▸ WHAT YOU HAVE TO DO
Go through the records and extract every line with the word "matches".

═════ DATA TO PROCESS ═════

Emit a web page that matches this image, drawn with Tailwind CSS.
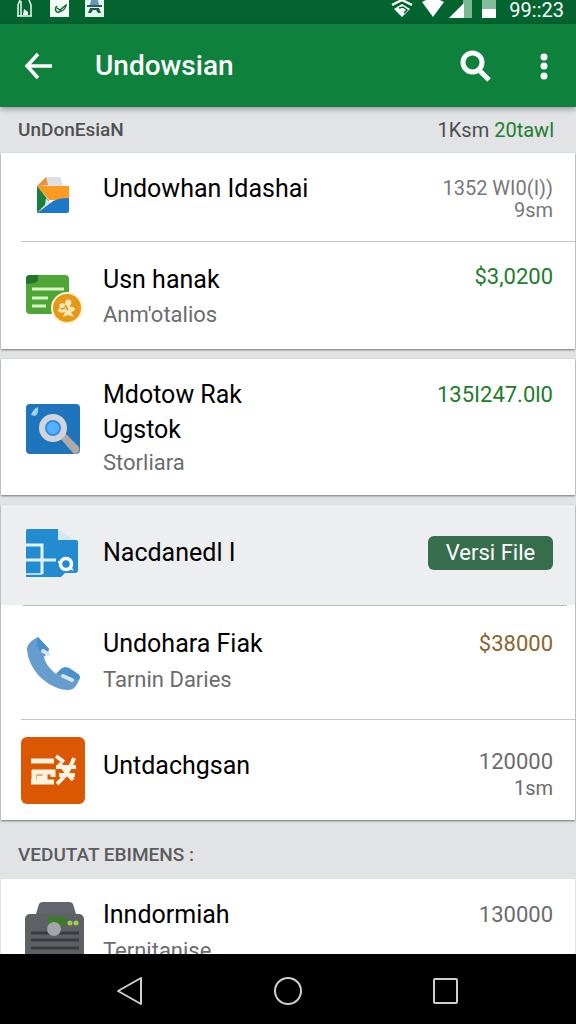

═════
═════ DATA TO PROCESS ═════

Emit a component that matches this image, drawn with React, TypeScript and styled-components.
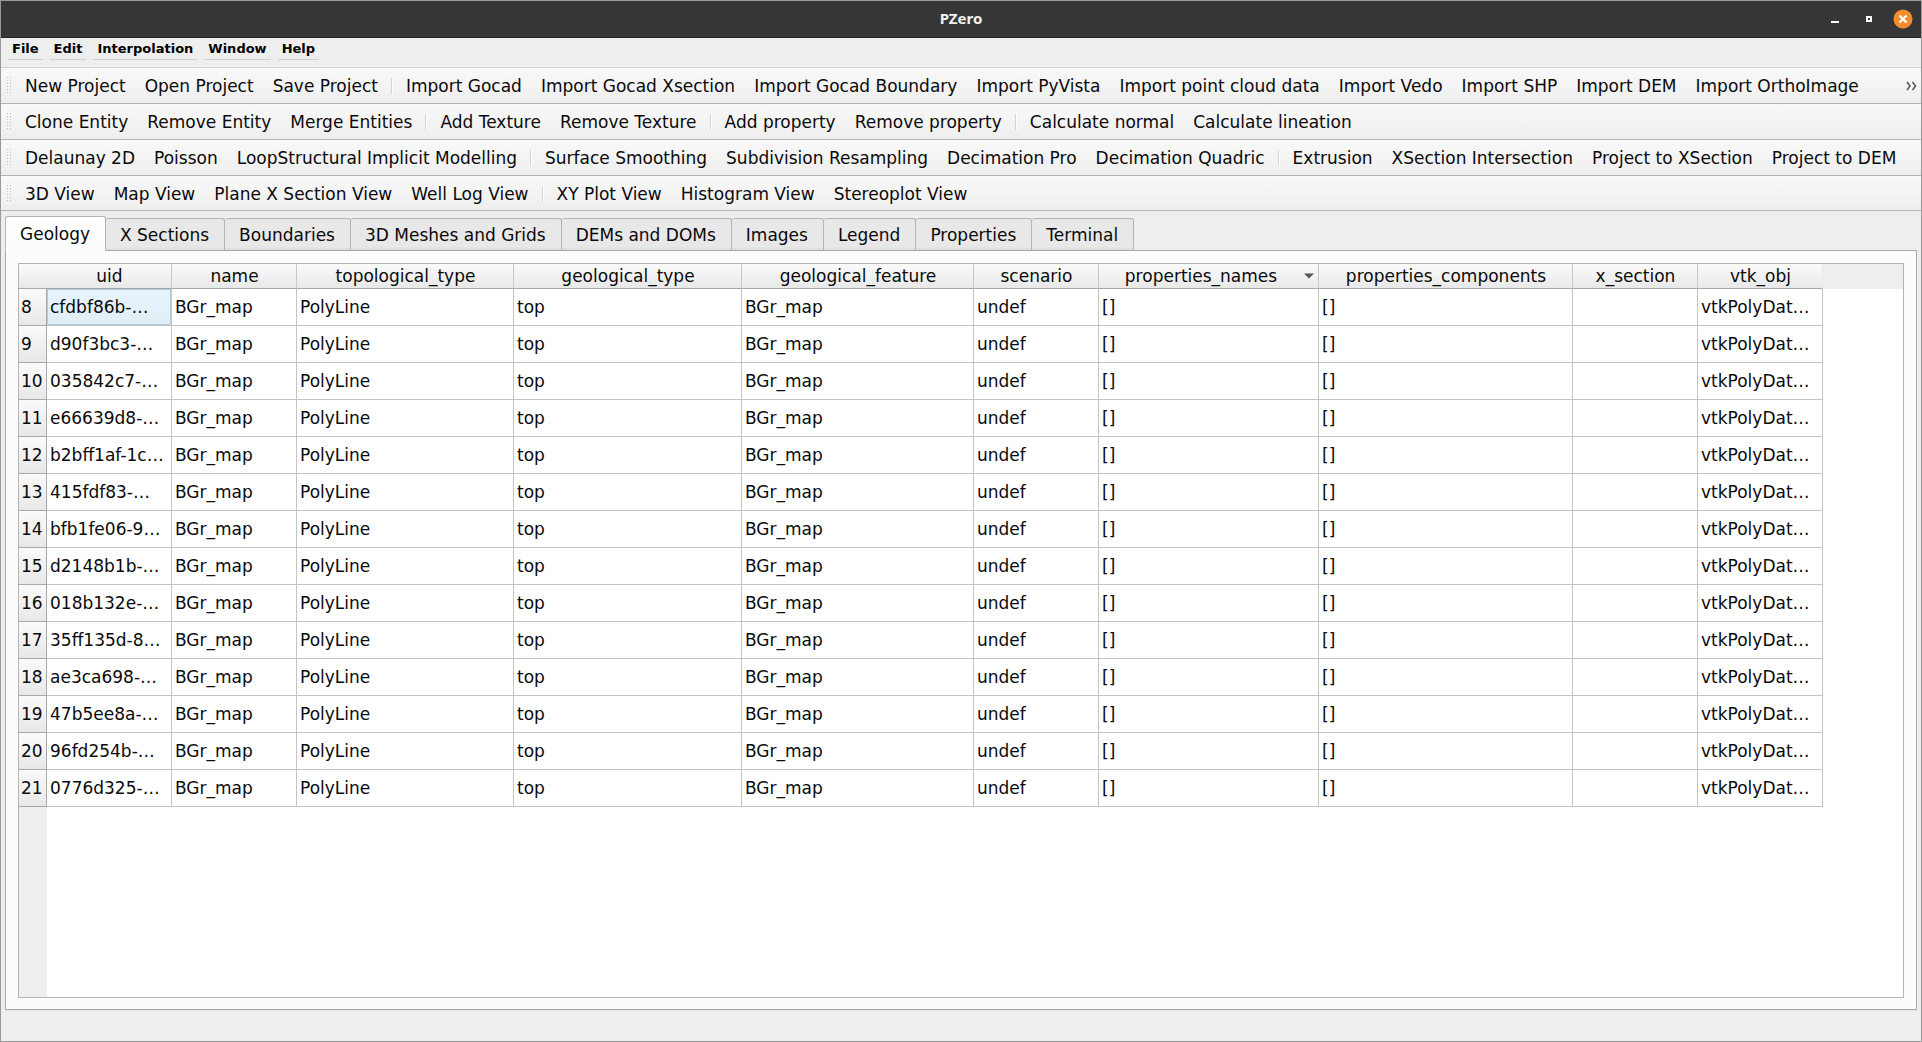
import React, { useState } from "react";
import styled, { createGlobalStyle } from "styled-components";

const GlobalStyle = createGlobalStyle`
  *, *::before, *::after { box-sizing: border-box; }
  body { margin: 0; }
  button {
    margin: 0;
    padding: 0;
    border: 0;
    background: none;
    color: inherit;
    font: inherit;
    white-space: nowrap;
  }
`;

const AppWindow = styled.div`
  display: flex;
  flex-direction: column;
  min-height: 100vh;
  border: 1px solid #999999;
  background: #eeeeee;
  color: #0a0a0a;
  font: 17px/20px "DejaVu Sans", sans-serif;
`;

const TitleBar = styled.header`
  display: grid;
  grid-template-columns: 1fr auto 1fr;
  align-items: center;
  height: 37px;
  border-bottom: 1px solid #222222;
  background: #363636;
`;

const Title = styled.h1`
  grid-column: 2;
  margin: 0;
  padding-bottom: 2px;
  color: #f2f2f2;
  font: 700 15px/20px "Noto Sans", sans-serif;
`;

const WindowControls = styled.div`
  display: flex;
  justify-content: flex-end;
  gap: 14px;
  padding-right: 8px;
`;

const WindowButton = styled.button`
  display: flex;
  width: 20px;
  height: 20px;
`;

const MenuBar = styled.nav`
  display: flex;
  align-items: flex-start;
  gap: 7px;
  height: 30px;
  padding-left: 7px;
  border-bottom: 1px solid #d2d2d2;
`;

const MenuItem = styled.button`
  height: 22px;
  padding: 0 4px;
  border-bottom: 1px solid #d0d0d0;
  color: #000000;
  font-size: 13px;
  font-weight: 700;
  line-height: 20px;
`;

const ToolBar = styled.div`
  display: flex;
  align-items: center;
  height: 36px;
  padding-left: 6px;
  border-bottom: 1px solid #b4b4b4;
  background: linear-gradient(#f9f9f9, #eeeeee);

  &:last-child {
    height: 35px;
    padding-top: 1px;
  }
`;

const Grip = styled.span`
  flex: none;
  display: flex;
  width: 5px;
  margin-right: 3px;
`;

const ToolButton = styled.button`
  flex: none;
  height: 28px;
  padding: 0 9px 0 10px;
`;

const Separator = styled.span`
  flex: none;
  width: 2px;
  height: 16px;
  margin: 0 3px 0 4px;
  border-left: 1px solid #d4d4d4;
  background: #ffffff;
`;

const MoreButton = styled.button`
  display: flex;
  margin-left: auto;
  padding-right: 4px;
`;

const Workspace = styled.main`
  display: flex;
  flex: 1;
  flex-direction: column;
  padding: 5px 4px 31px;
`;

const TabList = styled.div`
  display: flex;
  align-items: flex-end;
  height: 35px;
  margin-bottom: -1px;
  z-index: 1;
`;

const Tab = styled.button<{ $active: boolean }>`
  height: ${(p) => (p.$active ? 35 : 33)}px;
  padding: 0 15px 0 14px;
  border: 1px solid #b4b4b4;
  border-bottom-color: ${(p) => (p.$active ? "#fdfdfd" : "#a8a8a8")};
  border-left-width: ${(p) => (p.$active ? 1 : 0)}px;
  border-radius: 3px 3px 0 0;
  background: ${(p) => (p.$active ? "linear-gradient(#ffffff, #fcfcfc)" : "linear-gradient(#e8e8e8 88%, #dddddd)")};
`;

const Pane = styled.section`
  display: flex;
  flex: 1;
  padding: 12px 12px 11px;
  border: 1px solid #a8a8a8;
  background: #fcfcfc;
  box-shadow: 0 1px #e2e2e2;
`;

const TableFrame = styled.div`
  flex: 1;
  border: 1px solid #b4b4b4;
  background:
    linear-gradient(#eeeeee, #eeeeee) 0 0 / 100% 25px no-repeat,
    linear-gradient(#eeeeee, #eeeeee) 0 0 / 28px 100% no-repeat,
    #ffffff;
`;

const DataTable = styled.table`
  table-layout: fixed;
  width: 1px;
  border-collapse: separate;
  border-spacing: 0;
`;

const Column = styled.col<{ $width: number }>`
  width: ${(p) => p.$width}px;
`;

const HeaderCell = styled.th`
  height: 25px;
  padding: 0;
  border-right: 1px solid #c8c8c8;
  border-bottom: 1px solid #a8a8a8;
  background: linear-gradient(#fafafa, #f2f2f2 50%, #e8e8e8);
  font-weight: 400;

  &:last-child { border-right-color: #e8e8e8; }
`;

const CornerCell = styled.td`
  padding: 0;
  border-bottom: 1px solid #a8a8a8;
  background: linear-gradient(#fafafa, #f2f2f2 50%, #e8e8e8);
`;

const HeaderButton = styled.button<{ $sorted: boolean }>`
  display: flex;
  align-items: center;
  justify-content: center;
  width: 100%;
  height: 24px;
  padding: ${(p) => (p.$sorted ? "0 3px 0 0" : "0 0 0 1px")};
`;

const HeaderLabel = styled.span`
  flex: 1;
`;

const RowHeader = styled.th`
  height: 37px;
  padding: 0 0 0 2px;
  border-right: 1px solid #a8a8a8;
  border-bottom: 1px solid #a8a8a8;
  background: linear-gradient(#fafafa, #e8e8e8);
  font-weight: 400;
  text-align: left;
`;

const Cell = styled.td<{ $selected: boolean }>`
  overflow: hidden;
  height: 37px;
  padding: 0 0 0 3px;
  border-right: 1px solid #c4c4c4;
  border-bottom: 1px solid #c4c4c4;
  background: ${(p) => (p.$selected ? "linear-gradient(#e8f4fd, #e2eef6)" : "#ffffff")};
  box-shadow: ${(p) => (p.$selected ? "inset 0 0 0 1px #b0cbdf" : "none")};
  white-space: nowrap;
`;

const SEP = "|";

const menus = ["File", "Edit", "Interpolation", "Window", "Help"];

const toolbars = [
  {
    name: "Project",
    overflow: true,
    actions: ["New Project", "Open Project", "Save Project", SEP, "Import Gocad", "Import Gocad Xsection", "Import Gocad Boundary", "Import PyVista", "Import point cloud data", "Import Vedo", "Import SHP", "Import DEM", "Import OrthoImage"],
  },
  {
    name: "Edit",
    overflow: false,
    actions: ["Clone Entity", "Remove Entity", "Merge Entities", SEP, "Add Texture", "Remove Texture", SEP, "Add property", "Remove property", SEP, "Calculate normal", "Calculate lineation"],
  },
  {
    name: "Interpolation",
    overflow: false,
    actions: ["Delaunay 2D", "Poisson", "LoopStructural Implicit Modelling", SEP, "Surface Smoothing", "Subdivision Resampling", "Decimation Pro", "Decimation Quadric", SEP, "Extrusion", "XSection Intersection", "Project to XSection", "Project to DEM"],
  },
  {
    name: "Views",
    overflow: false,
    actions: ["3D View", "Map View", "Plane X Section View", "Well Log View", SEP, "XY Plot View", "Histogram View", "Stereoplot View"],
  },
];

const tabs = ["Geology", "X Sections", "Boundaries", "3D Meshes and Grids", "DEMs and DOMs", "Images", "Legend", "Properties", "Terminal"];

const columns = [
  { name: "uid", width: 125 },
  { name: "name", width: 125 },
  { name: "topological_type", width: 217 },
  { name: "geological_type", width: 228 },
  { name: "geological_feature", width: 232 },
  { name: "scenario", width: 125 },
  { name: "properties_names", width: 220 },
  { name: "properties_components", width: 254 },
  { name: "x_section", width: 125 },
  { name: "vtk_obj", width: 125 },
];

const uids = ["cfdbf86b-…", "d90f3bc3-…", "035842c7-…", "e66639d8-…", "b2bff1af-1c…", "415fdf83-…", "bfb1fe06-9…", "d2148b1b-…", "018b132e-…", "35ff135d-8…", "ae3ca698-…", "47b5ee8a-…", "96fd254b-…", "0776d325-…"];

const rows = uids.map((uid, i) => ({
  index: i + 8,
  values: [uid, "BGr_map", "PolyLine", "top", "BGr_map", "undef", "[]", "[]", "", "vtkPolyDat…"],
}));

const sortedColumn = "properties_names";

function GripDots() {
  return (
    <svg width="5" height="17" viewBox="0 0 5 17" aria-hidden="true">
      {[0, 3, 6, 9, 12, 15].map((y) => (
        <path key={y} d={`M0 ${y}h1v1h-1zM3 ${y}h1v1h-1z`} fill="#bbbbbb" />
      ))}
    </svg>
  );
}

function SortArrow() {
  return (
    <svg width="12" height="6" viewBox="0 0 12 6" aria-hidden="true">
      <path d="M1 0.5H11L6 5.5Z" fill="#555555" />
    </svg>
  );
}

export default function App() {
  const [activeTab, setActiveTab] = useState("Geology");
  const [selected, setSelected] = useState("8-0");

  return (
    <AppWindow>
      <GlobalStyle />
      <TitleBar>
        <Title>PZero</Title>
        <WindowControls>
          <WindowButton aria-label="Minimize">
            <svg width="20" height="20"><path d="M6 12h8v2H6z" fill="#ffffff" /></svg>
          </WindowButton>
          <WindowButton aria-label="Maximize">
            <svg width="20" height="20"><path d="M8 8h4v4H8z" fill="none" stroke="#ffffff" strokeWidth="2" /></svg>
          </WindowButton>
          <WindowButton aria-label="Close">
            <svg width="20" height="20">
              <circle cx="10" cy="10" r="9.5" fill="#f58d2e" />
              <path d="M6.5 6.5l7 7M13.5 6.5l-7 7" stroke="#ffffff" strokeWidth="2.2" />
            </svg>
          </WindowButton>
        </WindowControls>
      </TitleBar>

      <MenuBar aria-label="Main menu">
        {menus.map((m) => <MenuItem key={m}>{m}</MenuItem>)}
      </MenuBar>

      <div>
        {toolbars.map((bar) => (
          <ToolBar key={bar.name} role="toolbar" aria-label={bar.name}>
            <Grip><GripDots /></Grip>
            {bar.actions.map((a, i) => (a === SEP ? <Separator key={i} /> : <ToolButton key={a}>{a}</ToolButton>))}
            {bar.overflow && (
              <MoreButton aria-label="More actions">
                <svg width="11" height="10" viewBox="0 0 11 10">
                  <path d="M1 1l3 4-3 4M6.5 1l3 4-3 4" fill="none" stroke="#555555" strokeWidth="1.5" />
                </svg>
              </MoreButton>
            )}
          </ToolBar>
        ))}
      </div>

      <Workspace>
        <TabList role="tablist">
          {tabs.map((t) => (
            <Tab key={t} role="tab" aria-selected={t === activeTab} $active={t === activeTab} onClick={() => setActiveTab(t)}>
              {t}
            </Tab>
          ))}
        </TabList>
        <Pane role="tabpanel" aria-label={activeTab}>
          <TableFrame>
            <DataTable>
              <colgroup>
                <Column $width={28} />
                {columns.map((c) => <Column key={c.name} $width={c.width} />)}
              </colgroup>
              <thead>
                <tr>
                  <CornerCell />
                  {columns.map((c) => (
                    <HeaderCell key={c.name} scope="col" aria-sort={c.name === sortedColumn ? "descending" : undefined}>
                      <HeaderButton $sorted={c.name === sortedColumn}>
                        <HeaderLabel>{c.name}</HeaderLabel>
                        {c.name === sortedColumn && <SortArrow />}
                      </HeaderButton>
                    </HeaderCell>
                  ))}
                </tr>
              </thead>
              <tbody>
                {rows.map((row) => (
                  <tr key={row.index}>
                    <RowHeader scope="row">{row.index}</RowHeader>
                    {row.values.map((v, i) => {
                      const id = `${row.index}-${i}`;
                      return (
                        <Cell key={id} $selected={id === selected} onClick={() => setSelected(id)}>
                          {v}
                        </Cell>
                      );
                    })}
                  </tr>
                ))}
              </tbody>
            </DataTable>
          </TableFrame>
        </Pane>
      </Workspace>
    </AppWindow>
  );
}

═════

▸ REPLY TO THE TASK
Emit a web page that matches this image, drawn with Tailwind CSS.
Emit a component that matches this image, drawn with React, TypeScript and styled-components.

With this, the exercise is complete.